Records with interface code:
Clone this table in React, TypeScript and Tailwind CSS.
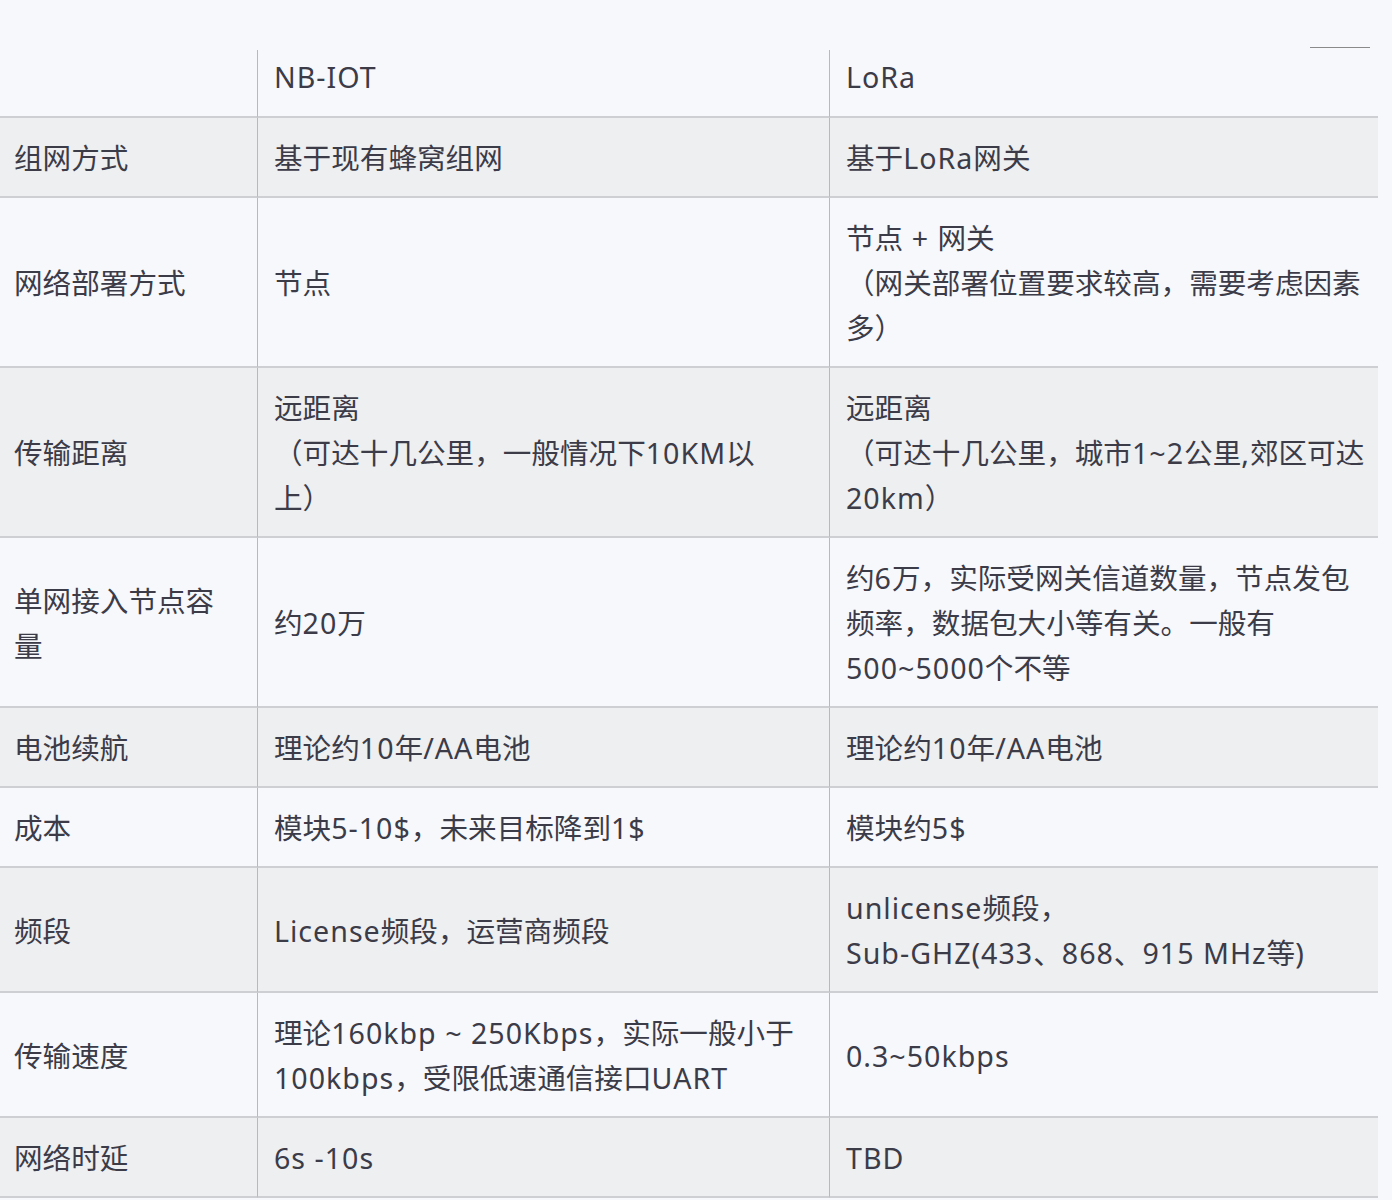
const rows: { label: string; nb: string[]; lora: string[]; striped: boolean }[] = [
  { label: "组网方式", nb: ["基于现有蜂窝组网"], lora: ["基于LoRa网关"], striped: true },
  {
    label: "网络部署方式",
    nb: ["节点"],
    lora: ["节点 + 网关", "（网关部署位置要求较高，需要考虑因素多）"],
    striped: false,
  },
  {
    label: "传输距离",
    nb: ["远距离", "（可达十几公里，一般情况下10KM以", "上）"],
    lora: ["远距离", "（可达十几公里，城市1~2公里,郊区可达20km）"],
    striped: true,
  },
  {
    label: "单网接入节点容量",
    nb: ["约20万"],
    lora: ["约6万，实际受网关信道数量，节点发包频率，数据包大小等有关。一般有500~5000个不等"],
    striped: false,
  },
  { label: "电池续航", nb: ["理论约10年/AA电池"], lora: ["理论约10年/AA电池"], striped: true },
  { label: "成本", nb: ["模块5-10$，未来目标降到1$"], lora: ["模块约5$"], striped: false },
  {
    label: "频段",
    nb: ["License频段，运营商频段"],
    lora: ["unlicense频段，", "Sub-GHZ(433、868、915 MHz等)"],
    striped: true,
  },
  {
    label: "传输速度",
    nb: ["理论160kbp ~ 250Kbps，实际一般小于100kbps，受限低速通信接口UART"],
    lora: ["0.3~50kbps"],
    striped: false,
  },
  { label: "网络时延", nb: ["6s -10s"], lora: ["TBD"], striped: true },
];

// latin runs in the shot are a touch wider than Noto Sans, so space them out a bit
function Txt({ s }: { s: string }) {
  return (
    <>
      {s.split(/([\x20-\x7e]+)/).map((part, i) =>
        /^[\x20-\x7e]+$/.test(part) ? (
          <span key={i} className="tracking-[1px]">
            {part}
          </span>
        ) : (
          part
        ),
      )}
    </>
  );
}

function Lines({ lines }: { lines: string[] }) {
  return (
    <div>
      {lines.map((l, i) => (
        <div key={i}>
          <Txt s={l} />
        </div>
      ))}
    </div>
  );
}

export default function App() {
  return (
    <div
      className="h-[1200px] w-[1392px] bg-[#f6f8fb] text-[28.6px] leading-[45px] text-[#3c3b48]"
      style={{ fontFamily: '"Noto Sans", "Noto Sans CJK SC", sans-serif' }}
    >
      <div className="flex h-[50px] justify-end pr-[22px] pt-[47px]">
        <div className="h-px w-[60px] bg-[#8a8a8a]" />
      </div>
      <div className="grid w-[1378px] grid-cols-[257px_572px_549px]">
        <div className="h-[68px] border-b-2 border-[#cdcfd2]" />
        <div className="h-[68px] border-b-2 border-l border-[#cdcfd2] border-l-[#b9b9bd] pl-[16px] pt-[4px]">
          <Txt s="NB-IOT" />
        </div>
        <div className="h-[68px] border-b-2 border-l border-[#cdcfd2] border-l-[#b9b9bd] pl-[16px] pt-[4px]">
          <Txt s="LoRa" />
        </div>
        {rows.map((r) => {
          const bg = r.striped ? "bg-[#eeeff1]" : "";
          return [
            <div
              key={r.label + "a"}
              className={`flex items-center border-b-2 border-[#cdcfd2] pb-[16px] pl-[14px] pr-[24px] pt-[17px] ${bg}`}
            >
              {r.label}
            </div>,
            <div
              key={r.label + "b"}
              className={`flex items-center border-b-2 border-l border-[#cdcfd2] border-l-[#b9b9bd] pb-[16px] pl-[16px] pr-[24px] pt-[17px] ${bg}`}
            >
              <Lines lines={r.nb} />
            </div>,
            <div
              key={r.label + "c"}
              className={`flex items-center border-b-2 border-l border-[#cdcfd2] border-l-[#b9b9bd] pb-[16px] pl-[16px] pr-[10px] pt-[17px] ${bg}`}
            >
              <Lines lines={r.lora} />
            </div>,
          ];
        })}
      </div>
    </div>
  );
}
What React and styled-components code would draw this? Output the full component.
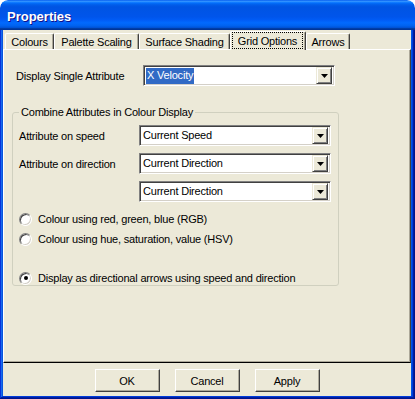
import React from 'react';
import styled, { createGlobalStyle } from 'styled-components';

const GlobalStyle = createGlobalStyle`
  html, body { margin: 0; padding: 0; background: #ffffff; }
  body {
    font-family: "Liberation Sans", Arial, sans-serif;
    font-size: 11px;
    letter-spacing: -0.2px;
    color: #000;
  }
  * { box-sizing: border-box; }
`;

const Window = styled.div`
  width: 415px;
  height: 399px;
  display: flex;
  flex-direction: column;
  border-radius: 8px 8px 0 0;
  overflow: hidden;
`;

const TitleBar = styled.div`
  height: 30px;
  flex: none;
  display: flex;
  align-items: center;
  padding: 2px 0 0 7px;
  border-radius: 8px 8px 0 0;
  background: linear-gradient(180deg, #0058ee 0%, #3593ff 4%, #288eff 6%, #127dff 8%, #036ffc 10%, #0262ee 14%, #0057e5 20%, #0054e3 24%, #0055eb 56%, #005bf5 66%, #026afe 76%, #0062ef 86%, #0052d6 92%, #0040ab 94%, #003092 100%);
`;

const Title = styled.span`
  font-family: "Liberation Sans", Arial, sans-serif;
  font-weight: bold;
  font-size: 13px;
  letter-spacing: 0;
  color: #fff;
  text-shadow: 1px 1px #0f1089;
`;

const Frame = styled.div`
  flex: 1;
  display: flex;
  padding: 0 4px 3px 3px;
  background: #0055e5;
  box-shadow: inset -1px -1px #00138c, inset 1px 0 #0831d9, inset -2px -2px #001ea0,
    inset 2px 0 #166aee, inset -3px -3px #003bda, inset 3px 0 #0855dd;
`;

const Body = styled.div`
  flex: 1;
  display: flex;
  flex-direction: column;
  background: #ece9d8;
`;

const TabStrip = styled.div`
  display: flex;
  align-items: flex-end;
  height: 18px;
  margin-top: 1px;
  padding-left: 2px;
  position: relative;
  z-index: 1;
`;

const Tab = styled.div`
  width: ${(p) => p.w}px;
  height: ${(p) => (p.active ? 19 : 16)}px;
  margin-bottom: ${(p) => (p.active ? -1 : 0)}px;
  display: flex;
  align-items: center;
  justify-content: center;
  background: #ece9d8;
  border-top: 1px solid #fff;
  border-left: 1px solid #fff;
  border-right: 1px solid #404040;
  box-shadow: inset -1px 0 #aca899;
  border-radius: 2px 2px 0 0;
  padding: ${(p) => (p.active ? '0 2px 1px 1px' : '0')};
  white-space: nowrap;
`;

const Focus = styled.div`
  flex: 1;
  align-self: stretch;
  display: flex;
  align-items: center;
  justify-content: center;
  border: 1px dotted #000;
`;

const Panel = styled.div`
  flex: 1;
  display: flex;
  flex-direction: column;
  align-items: flex-start;
  padding: 15px 0 0 8px;
  border-top: 1px solid #fff;
  border-left: 1px solid #fff;
  border-right: 1px solid #404040;
  border-bottom: 1px solid #000;
  box-shadow: inset -1px -1px #aca899;
`;

const TopRow = styled.div`
  display: flex;
  align-items: center;
  height: 21px;
  padding-left: 4px;
`;

const Label = styled.span`
  width: ${(p) => p.w}px;
  flex: none;
  white-space: nowrap;
`;

const Combo = styled.div`
  width: 192px;
  height: 21px;
  display: flex;
  align-items: center;
  padding: 2px;
  background: #fff;
  border: 1px solid;
  border-color: #808080 #fff #fff #808080;
  box-shadow: inset 1px 1px #404040, inset -1px -1px #d4d0c8;
`;

const ComboText = styled.div`
  flex: 1;
  display: flex;
  align-items: center;
  white-space: nowrap;
`;

const Value = styled.span`
  padding: 1px 1px 2px 1px;
  line-height: 13px;
  background: ${(p) => (p.selected ? '#316ac5' : 'transparent')};
  color: ${(p) => (p.selected ? '#fff' : '#000')};
`;

const DropButton = styled.div`
  width: 16px;
  height: 17px;
  flex: none;
  display: flex;
  align-items: center;
  justify-content: center;
  background: #ece9d8;
  border: 1px solid;
  border-color: #ece9d8 #404040 #404040 #ece9d8;
  box-shadow: inset 1px 1px #fff, inset -1px -1px #808080;
`;

const GroupBox = styled.fieldset`
  width: 327px;
  margin: 20px 0 0 0;
  padding: 6px 0 0 6px;
  border: 1px solid #d0d0bf;
  border-radius: 3px;
  min-width: 0;
`;

const Legend = styled.legend`
  padding: 0 2px;
  line-height: 13px;
`;

const FieldRow = styled.div`
  display: flex;
  align-items: center;
  height: 21px;
  margin-bottom: 7px;
`;

const RadioRow = styled.label`
  display: flex;
  align-items: center;
  height: 14px;
  margin-top: ${(p) => p.mt}px;
  margin-bottom: ${(p) => p.mb || 0}px;
  white-space: nowrap;
`;

const RadioCircle = styled.span`
  width: 13px;
  height: 13px;
  flex: none;
  margin-right: 6px;
  border-radius: 50%;
  background: #fff;
  border: 1px solid;
  border-color: #808080 #fff #fff #808080;
  box-shadow: inset 1px 1px #404040, inset -1px -1px #d4d0c8;
  display: flex;
  align-items: center;
  justify-content: center;
  &::after {
    content: '';
    width: 4px;
    height: 4px;
    border-radius: 50%;
    background: ${(p) => (p.checked ? '#000' : 'transparent')};
  }
`;

const ButtonBar = styled.div`
  height: 33px;
  flex: none;
  display: flex;
  justify-content: center;
  gap: 15px;
  padding-top: 6px;
`;

const Button = styled.button`
  width: 65px;
  height: 23px;
  font-family: "Liberation Sans", Arial, sans-serif;
  font-size: 11px;
  letter-spacing: -0.2px;
  color: #000;
  background: #ece9d8;
  border: 1px solid;
  border-color: #fff #404040 #404040 #fff;
  box-shadow: inset -1px -1px #aca899;
  padding: 0;
`;

const Arrow = () => (
  <svg width="7" height="4" viewBox="0 0 7 4">
    <path d="M0 0H7L3.5 4Z" fill="#000" />
  </svg>
);

const ComboBox = ({ value, selected }) => (
  <Combo>
    <ComboText>
      <Value selected={selected}>{value}</Value>
    </ComboText>
    <DropButton>
      <Arrow />
    </DropButton>
  </Combo>
);

const tabs = [
  { label: 'Colours', w: 49 },
  { label: 'Palette Scaling', w: 85 },
  { label: 'Surface Shading', w: 91 },
  { label: 'Grid Options', w: 76, active: true },
  { label: 'Arrows', w: 44 },
];

export default function App() {
  return (
    <>
      <GlobalStyle />
      <Window>
        <TitleBar>
          <Title>Properties</Title>
        </TitleBar>
        <Frame>
          <Body>
            <TabStrip>
              {tabs.map((t) => (
                <Tab key={t.label} w={t.w} active={t.active}>
                  {t.active ? <Focus>{t.label}</Focus> : t.label}
                </Tab>
              ))}
            </TabStrip>
            <Panel>
              <TopRow>
                <Label w={127}>Display Single Attribute</Label>
                <ComboBox value="X Velocity" selected />
              </TopRow>
              <GroupBox>
                <Legend>Combine Attributes in Colour Display</Legend>
                <FieldRow>
                  <Label w={120}>Attribute on speed</Label>
                  <ComboBox value="Current Speed" />
                </FieldRow>
                <FieldRow>
                  <Label w={120}>Attribute on direction</Label>
                  <ComboBox value="Current Direction" />
                </FieldRow>
                <FieldRow>
                  <Label w={120} />
                  <ComboBox value="Current Direction" />
                </FieldRow>
                <RadioRow mt={10}>
                  <RadioCircle />
                  Colour using red, green, blue (RGB)
                </RadioRow>
                <RadioRow mt={6}>
                  <RadioCircle />
                  Colour using hue, saturation, value (HSV)
                </RadioRow>
                <RadioRow mt={25} mb={0}>
                  <RadioCircle checked />
                  Display as directional arrows using speed and direction
                </RadioRow>
              </GroupBox>
            </Panel>
            <ButtonBar>
              <Button>OK</Button>
              <Button>Cancel</Button>
              <Button>Apply</Button>
            </ButtonBar>
          </Body>
        </Frame>
      </Window>
    </>
  );
}
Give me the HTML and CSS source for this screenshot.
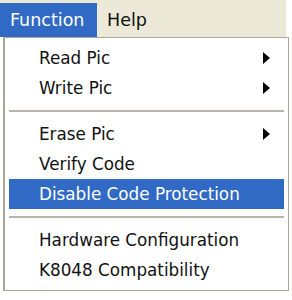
FILE: index.html
```html
<!DOCTYPE html>
<html>
<head>
<meta charset="utf-8">
<link rel="stylesheet" href="styles.css">
</head>
<body>
<div class="menubar">
  <span class="top active">Function</span>
  <span class="top">Help</span>
</div>
<div class="menu">
  <div class="item"><span>Read Pic</span><span class="arrow"></span></div>
  <div class="item"><span>Write Pic</span><span class="arrow"></span></div>
  <div class="sep"></div>
  <div class="item"><span>Erase Pic</span><span class="arrow"></span></div>
  <div class="item"><span>Verify Code</span></div>
  <div class="item hl"><span>Disable Code Protection</span></div>
  <div class="sep"></div>
  <div class="item"><span>Hardware Configuration</span></div>
  <div class="item"><span>K8048 Compatibility</span></div>
</div>
</body>
</html>
```

FILE: styles.css
```css
html, body {
  margin: 0;
  padding: 0;
  background: #ffffff;
  width: 292px;
  height: 300px;
  overflow: hidden;
  font-family: "DejaVu Sans", Tahoma, sans-serif;
  font-size: 16.8px;
  color: #111;
}
.menubar {
  width: 286px;
  height: 37px;
  background: #ECE9D8;
  display: flex;
  align-items: flex-end;
}
.top {
  height: 34px;
  display: flex;
  align-items: center;
  padding: 0 10px;
  font-size: 17.5px;
}
.top.active {
  background: #316AC5;
  color: #fff;
  width: 77px;
}
.menu {
  margin-left: 3px;
  border: 1px solid #ACA899;
  border-left-width: 2px;
  background: #fff;
  padding: 5px 4px 5px 4px;
  width: 275px;
}
.item {
  height: 30px;
  display: flex;
  align-items: center;
  justify-content: space-between;
  padding-left: 30px;
  padding-right: 14px;
}
.item.hl {
  background: #316AC5;
  color: #fff;
}
.arrow {
  width: 0;
  height: 0;
  border-top: 6px solid transparent;
  border-bottom: 6px solid transparent;
  border-left: 7px solid #000;
}
.sep {
  height: 16px;
  display: flex;
  align-items: center;
}
.sep::before {
  content: "";
  display: block;
  width: 100%;
  height: 2px;
  background: #B8B5AA;
}
```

* _Task statement_: Copy down every line of the material above that includes the string "this".

* _Solution to the problem_:
Clone this table in React, TypeScript and Tailwind CSS.
What React and styled-components code would draw this? Output the full component.
Give me the HTML and CSS source for this screenshot.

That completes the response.